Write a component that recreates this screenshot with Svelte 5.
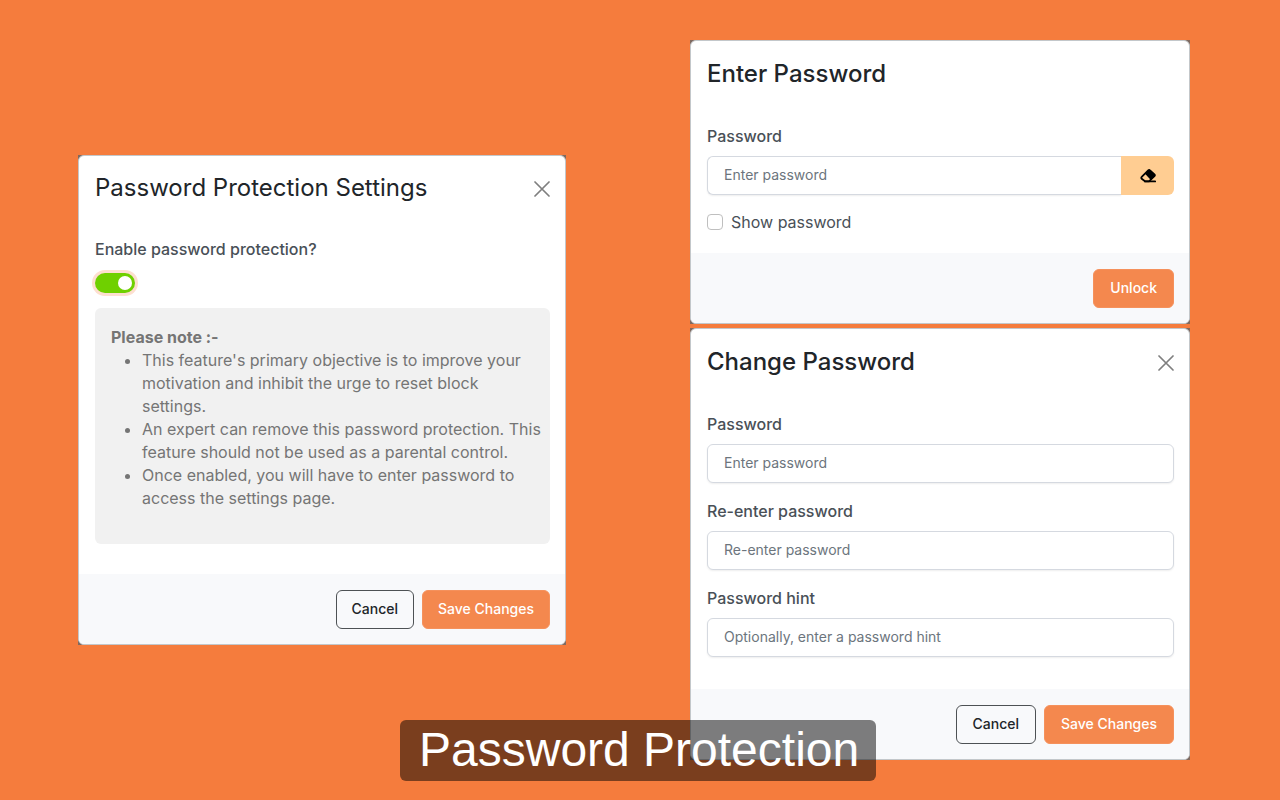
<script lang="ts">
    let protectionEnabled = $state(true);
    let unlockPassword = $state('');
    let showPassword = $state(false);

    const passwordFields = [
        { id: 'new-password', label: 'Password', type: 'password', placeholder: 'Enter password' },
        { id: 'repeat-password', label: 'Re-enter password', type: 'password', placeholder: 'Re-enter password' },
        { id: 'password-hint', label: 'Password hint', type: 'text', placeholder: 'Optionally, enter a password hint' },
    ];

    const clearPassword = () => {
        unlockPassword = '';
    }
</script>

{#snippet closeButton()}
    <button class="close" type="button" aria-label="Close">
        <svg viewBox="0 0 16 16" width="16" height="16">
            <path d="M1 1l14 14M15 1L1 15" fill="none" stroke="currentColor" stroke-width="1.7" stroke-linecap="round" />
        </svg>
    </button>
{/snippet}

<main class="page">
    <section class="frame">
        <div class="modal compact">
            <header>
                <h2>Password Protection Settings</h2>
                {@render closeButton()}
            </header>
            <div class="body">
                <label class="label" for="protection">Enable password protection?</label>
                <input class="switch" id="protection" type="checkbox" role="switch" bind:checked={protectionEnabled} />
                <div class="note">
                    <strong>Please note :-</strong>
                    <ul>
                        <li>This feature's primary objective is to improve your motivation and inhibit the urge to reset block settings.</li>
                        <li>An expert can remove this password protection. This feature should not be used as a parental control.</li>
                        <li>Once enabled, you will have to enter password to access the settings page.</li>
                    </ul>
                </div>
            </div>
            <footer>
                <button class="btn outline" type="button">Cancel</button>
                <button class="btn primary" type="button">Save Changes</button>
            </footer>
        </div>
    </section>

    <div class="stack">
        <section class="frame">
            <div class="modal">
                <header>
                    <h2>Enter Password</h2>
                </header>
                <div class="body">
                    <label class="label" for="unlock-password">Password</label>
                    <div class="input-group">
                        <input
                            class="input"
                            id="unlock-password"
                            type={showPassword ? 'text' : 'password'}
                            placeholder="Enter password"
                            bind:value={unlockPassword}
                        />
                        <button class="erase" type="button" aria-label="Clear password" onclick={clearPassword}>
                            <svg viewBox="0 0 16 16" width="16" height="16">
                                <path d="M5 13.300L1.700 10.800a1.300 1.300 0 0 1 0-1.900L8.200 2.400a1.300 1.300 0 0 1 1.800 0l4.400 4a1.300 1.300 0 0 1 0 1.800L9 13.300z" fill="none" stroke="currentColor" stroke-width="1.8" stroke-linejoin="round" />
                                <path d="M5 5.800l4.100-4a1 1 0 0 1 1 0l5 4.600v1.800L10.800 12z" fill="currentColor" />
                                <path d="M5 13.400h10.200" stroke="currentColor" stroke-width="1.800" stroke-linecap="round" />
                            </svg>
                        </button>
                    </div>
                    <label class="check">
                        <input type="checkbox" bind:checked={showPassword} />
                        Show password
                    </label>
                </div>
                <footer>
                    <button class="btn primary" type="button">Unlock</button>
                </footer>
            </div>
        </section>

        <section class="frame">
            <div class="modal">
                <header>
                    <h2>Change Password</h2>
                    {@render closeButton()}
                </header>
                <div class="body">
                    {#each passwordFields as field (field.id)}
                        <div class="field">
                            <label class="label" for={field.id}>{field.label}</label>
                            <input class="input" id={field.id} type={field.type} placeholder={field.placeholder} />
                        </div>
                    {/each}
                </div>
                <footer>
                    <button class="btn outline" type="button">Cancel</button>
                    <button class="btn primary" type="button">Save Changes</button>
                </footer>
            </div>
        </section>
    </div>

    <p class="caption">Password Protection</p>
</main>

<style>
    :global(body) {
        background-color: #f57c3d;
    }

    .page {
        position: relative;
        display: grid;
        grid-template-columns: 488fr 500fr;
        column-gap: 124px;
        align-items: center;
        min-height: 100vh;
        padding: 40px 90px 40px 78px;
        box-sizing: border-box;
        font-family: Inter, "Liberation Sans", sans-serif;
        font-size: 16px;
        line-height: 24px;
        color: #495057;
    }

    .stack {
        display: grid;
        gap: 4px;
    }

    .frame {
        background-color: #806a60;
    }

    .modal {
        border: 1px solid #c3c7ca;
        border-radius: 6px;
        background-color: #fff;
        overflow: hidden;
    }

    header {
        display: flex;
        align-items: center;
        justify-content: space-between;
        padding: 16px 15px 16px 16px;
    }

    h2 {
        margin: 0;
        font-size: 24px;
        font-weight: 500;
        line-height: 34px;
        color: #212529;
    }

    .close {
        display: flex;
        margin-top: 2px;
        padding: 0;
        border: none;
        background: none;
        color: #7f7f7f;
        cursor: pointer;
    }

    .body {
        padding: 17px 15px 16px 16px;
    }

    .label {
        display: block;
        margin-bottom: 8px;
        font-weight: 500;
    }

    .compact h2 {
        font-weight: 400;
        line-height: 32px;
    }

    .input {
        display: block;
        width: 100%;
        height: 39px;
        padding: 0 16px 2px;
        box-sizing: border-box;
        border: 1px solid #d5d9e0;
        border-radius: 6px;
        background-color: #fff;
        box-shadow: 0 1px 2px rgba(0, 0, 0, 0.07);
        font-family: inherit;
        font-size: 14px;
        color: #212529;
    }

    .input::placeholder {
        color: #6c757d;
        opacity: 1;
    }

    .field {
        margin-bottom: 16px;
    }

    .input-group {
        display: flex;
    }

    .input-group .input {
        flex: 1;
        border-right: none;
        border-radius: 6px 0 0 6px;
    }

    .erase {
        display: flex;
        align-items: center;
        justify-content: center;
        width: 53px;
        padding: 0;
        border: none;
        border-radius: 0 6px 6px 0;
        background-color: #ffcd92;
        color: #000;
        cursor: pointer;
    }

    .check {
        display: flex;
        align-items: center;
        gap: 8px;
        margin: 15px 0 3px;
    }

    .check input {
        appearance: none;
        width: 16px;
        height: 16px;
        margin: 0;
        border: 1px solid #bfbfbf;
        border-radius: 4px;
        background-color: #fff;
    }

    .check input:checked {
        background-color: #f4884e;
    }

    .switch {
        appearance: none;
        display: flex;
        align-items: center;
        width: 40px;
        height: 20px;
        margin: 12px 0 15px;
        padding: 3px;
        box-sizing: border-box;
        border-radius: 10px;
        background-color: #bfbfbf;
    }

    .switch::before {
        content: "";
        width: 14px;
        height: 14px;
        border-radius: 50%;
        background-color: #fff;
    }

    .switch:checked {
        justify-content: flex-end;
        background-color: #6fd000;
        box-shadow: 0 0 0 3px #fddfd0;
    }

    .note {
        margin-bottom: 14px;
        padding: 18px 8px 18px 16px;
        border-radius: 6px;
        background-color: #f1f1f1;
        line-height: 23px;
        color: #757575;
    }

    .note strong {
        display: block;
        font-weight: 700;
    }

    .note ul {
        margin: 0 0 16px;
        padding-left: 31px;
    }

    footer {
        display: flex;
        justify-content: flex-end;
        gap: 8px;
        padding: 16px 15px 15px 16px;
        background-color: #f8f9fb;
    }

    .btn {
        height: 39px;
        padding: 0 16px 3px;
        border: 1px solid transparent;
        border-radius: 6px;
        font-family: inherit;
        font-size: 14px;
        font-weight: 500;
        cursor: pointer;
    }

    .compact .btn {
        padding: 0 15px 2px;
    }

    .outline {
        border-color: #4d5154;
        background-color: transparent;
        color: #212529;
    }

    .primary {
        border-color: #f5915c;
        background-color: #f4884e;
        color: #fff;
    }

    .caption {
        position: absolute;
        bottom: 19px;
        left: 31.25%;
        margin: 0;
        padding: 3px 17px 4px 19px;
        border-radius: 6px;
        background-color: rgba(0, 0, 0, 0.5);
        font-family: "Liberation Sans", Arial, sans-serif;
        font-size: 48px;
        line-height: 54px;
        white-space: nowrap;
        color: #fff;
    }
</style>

» EXERCISE PROMPT: Repeat all of the data above word for word, minus the pictures.

» OUTPUT BELOW:
Write a component that recreates this screenshot with Svelte 5.
<script lang="ts">
    let protectionEnabled = $state(true);
    let unlockPassword = $state('');
    let showPassword = $state(false);

    const passwordFields = [
        { id: 'new-password', label: 'Password', type: 'password', placeholder: 'Enter password' },
        { id: 'repeat-password', label: 'Re-enter password', type: 'password', placeholder: 'Re-enter password' },
        { id: 'password-hint', label: 'Password hint', type: 'text', placeholder: 'Optionally, enter a password hint' },
    ];

    const clearPassword = () => {
        unlockPassword = '';
    }
</script>

{#snippet closeButton()}
    <button class="close" type="button" aria-label="Close">
        <svg viewBox="0 0 16 16" width="16" height="16">
            <path d="M1 1l14 14M15 1L1 15" fill="none" stroke="currentColor" stroke-width="1.7" stroke-linecap="round" />
        </svg>
    </button>
{/snippet}

<main class="page">
    <section class="frame">
        <div class="modal compact">
            <header>
                <h2>Password Protection Settings</h2>
                {@render closeButton()}
            </header>
            <div class="body">
                <label class="label" for="protection">Enable password protection?</label>
                <input class="switch" id="protection" type="checkbox" role="switch" bind:checked={protectionEnabled} />
                <div class="note">
                    <strong>Please note :-</strong>
                    <ul>
                        <li>This feature's primary objective is to improve your motivation and inhibit the urge to reset block settings.</li>
                        <li>An expert can remove this password protection. This feature should not be used as a parental control.</li>
                        <li>Once enabled, you will have to enter password to access the settings page.</li>
                    </ul>
                </div>
            </div>
            <footer>
                <button class="btn outline" type="button">Cancel</button>
                <button class="btn primary" type="button">Save Changes</button>
            </footer>
        </div>
    </section>

    <div class="stack">
        <section class="frame">
            <div class="modal">
                <header>
                    <h2>Enter Password</h2>
                </header>
                <div class="body">
                    <label class="label" for="unlock-password">Password</label>
                    <div class="input-group">
                        <input
                            class="input"
                            id="unlock-password"
                            type={showPassword ? 'text' : 'password'}
                            placeholder="Enter password"
                            bind:value={unlockPassword}
                        />
                        <button class="erase" type="button" aria-label="Clear password" onclick={clearPassword}>
                            <svg viewBox="0 0 16 16" width="16" height="16">
                                <path d="M5 13.300L1.700 10.800a1.300 1.300 0 0 1 0-1.900L8.200 2.400a1.300 1.300 0 0 1 1.800 0l4.400 4a1.300 1.300 0 0 1 0 1.800L9 13.300z" fill="none" stroke="currentColor" stroke-width="1.8" stroke-linejoin="round" />
                                <path d="M5 5.800l4.100-4a1 1 0 0 1 1 0l5 4.600v1.800L10.800 12z" fill="currentColor" />
                                <path d="M5 13.400h10.200" stroke="currentColor" stroke-width="1.800" stroke-linecap="round" />
                            </svg>
                        </button>
                    </div>
                    <label class="check">
                        <input type="checkbox" bind:checked={showPassword} />
                        Show password
                    </label>
                </div>
                <footer>
                    <button class="btn primary" type="button">Unlock</button>
                </footer>
            </div>
        </section>

        <section class="frame">
            <div class="modal">
                <header>
                    <h2>Change Password</h2>
                    {@render closeButton()}
                </header>
                <div class="body">
                    {#each passwordFields as field (field.id)}
                        <div class="field">
                            <label class="label" for={field.id}>{field.label}</label>
                            <input class="input" id={field.id} type={field.type} placeholder={field.placeholder} />
                        </div>
                    {/each}
                </div>
                <footer>
                    <button class="btn outline" type="button">Cancel</button>
                    <button class="btn primary" type="button">Save Changes</button>
                </footer>
            </div>
        </section>
    </div>

    <p class="caption">Password Protection</p>
</main>

<style>
    :global(body) {
        background-color: #f57c3d;
    }

    .page {
        position: relative;
        display: grid;
        grid-template-columns: 488fr 500fr;
        column-gap: 124px;
        align-items: center;
        min-height: 100vh;
        padding: 40px 90px 40px 78px;
        box-sizing: border-box;
        font-family: Inter, "Liberation Sans", sans-serif;
        font-size: 16px;
        line-height: 24px;
        color: #495057;
    }

    .stack {
        display: grid;
        gap: 4px;
    }

    .frame {
        background-color: #806a60;
    }

    .modal {
        border: 1px solid #c3c7ca;
        border-radius: 6px;
        background-color: #fff;
        overflow: hidden;
    }

    header {
        display: flex;
        align-items: center;
        justify-content: space-between;
        padding: 16px 15px 16px 16px;
    }

    h2 {
        margin: 0;
        font-size: 24px;
        font-weight: 500;
        line-height: 34px;
        color: #212529;
    }

    .close {
        display: flex;
        margin-top: 2px;
        padding: 0;
        border: none;
        background: none;
        color: #7f7f7f;
        cursor: pointer;
    }

    .body {
        padding: 17px 15px 16px 16px;
    }

    .label {
        display: block;
        margin-bottom: 8px;
        font-weight: 500;
    }

    .compact h2 {
        font-weight: 400;
        line-height: 32px;
    }

    .input {
        display: block;
        width: 100%;
        height: 39px;
        padding: 0 16px 2px;
        box-sizing: border-box;
        border: 1px solid #d5d9e0;
        border-radius: 6px;
        background-color: #fff;
        box-shadow: 0 1px 2px rgba(0, 0, 0, 0.07);
        font-family: inherit;
        font-size: 14px;
        color: #212529;
    }

    .input::placeholder {
        color: #6c757d;
        opacity: 1;
    }

    .field {
        margin-bottom: 16px;
    }

    .input-group {
        display: flex;
    }

    .input-group .input {
        flex: 1;
        border-right: none;
        border-radius: 6px 0 0 6px;
    }

    .erase {
        display: flex;
        align-items: center;
        justify-content: center;
        width: 53px;
        padding: 0;
        border: none;
        border-radius: 0 6px 6px 0;
        background-color: #ffcd92;
        color: #000;
        cursor: pointer;
    }

    .check {
        display: flex;
        align-items: center;
        gap: 8px;
        margin: 15px 0 3px;
    }

    .check input {
        appearance: none;
        width: 16px;
        height: 16px;
        margin: 0;
        border: 1px solid #bfbfbf;
        border-radius: 4px;
        background-color: #fff;
    }

    .check input:checked {
        background-color: #f4884e;
    }

    .switch {
        appearance: none;
        display: flex;
        align-items: center;
        width: 40px;
        height: 20px;
        margin: 12px 0 15px;
        padding: 3px;
        box-sizing: border-box;
        border-radius: 10px;
        background-color: #bfbfbf;
    }

    .switch::before {
        content: "";
        width: 14px;
        height: 14px;
        border-radius: 50%;
        background-color: #fff;
    }

    .switch:checked {
        justify-content: flex-end;
        background-color: #6fd000;
        box-shadow: 0 0 0 3px #fddfd0;
    }

    .note {
        margin-bottom: 14px;
        padding: 18px 8px 18px 16px;
        border-radius: 6px;
        background-color: #f1f1f1;
        line-height: 23px;
        color: #757575;
    }

    .note strong {
        display: block;
        font-weight: 700;
    }

    .note ul {
        margin: 0 0 16px;
        padding-left: 31px;
    }

    footer {
        display: flex;
        justify-content: flex-end;
        gap: 8px;
        padding: 16px 15px 15px 16px;
        background-color: #f8f9fb;
    }

    .btn {
        height: 39px;
        padding: 0 16px 3px;
        border: 1px solid transparent;
        border-radius: 6px;
        font-family: inherit;
        font-size: 14px;
        font-weight: 500;
        cursor: pointer;
    }

    .compact .btn {
        padding: 0 15px 2px;
    }

    .outline {
        border-color: #4d5154;
        background-color: transparent;
        color: #212529;
    }

    .primary {
        border-color: #f5915c;
        background-color: #f4884e;
        color: #fff;
    }

    .caption {
        position: absolute;
        bottom: 19px;
        left: 31.25%;
        margin: 0;
        padding: 3px 17px 4px 19px;
        border-radius: 6px;
        background-color: rgba(0, 0, 0, 0.5);
        font-family: "Liberation Sans", Arial, sans-serif;
        font-size: 48px;
        line-height: 54px;
        white-space: nowrap;
        color: #fff;
    }
</style>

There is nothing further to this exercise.